Até que dunas de areia
cubram as ruínas dos anos
Tão suaves quanto as cobertas
de insondáveis sonos humanos…
extra vagante..., de isabel sougarret (zirrara)
Isabel Cristina de Andrade e Silva Sougarret nasceu em 24 de março de 1976, na cidade de Santiago do Chile. Sua família materna vivia neste país desde o exílio do avô, em 1964. Quando Isabel nasceu, a família já se programava para voltar ao Brasil, devido ao golpe militar de 1973, no Chile.
Diante dessa realidade de exílios, já morando em São Paulo, desde os três anos de idade, Isabel mergulhava na atmosfera poética, metafórica e crítica da MPB da época, através dos vinis, que costumavam matar a saudade da família durante o exílio. Também reencontrava sua primeira língua, o castelhano, nas vozes de Mercedes Sosa, Violeta Parra, Victor Jara, Pablo Milanês e Silvio Rodriguez.
Com 14 anos, escreveu seu primeiro poema, “Sinfonia das Águas”, sobre as várias nuances sonoras de uma chuva que escutava no sítio do avô, desde as gotas que caíam das telhas da casa, até as que banhavam os eucaliptos distantes, passando pelo campo de parreiras.
Quando Isabel foi cursar Comunicação Social (Jornalismo) na UFPE, em 1994, desenvolveu uma preferência por reportagens com tons mais poéticos, inclusive em primeira pessoa, onde também descrevia o impacto emocional da realidade narrada. Nunca foi adepta da falsa neutralidade jornalística.

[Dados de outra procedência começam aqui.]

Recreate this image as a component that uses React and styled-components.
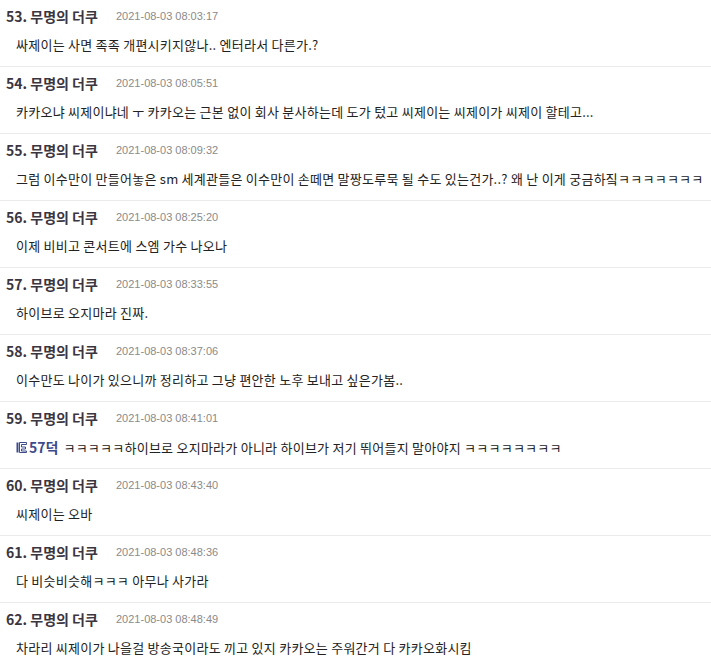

Chegou a terminar o curso, mas, desde o primeiro período, já era atraída pela poesia marginal recifense, a começar pelos zine Caos (de Zizo), Balaio de Gato (de Jorge Lopes) e pelas performances do poeta Miró da Muribeca, no pátio do CAC (Centro de Artes e Comunicação), onde estudava. Depois, já frequentando saraus, conheceu outros poetas do movimento da poesia marginal recifense e seus versos, cheios de senso crítico. Essa poesia, dita marginal, escancarava o retrato de uma realidade não vista nas mídias jornalísticas tradicionais. A paixão pela poesia começou ali.
Em paralelo à graduação, estudou teatro e música, completando a plenitude de interpretar e musicar seus poemas; fazendo do palco seu lugar de fala e êxtase. Hoje poeta, performer e cantautora, Isabel apresenta uma poesia visceral, naturalmente performática, e prepara o lançamento poético-musical da sua “Trilogia das Eusas”, três livros de poesia, cada um referente a um de seus pseudônimos: Zirrara (a que vaga e reflete o mundo, em estado de comoção); Rara Roja (a mulher maremoto) e Bebelon (a que emerge das águas, em busca da paz perdida).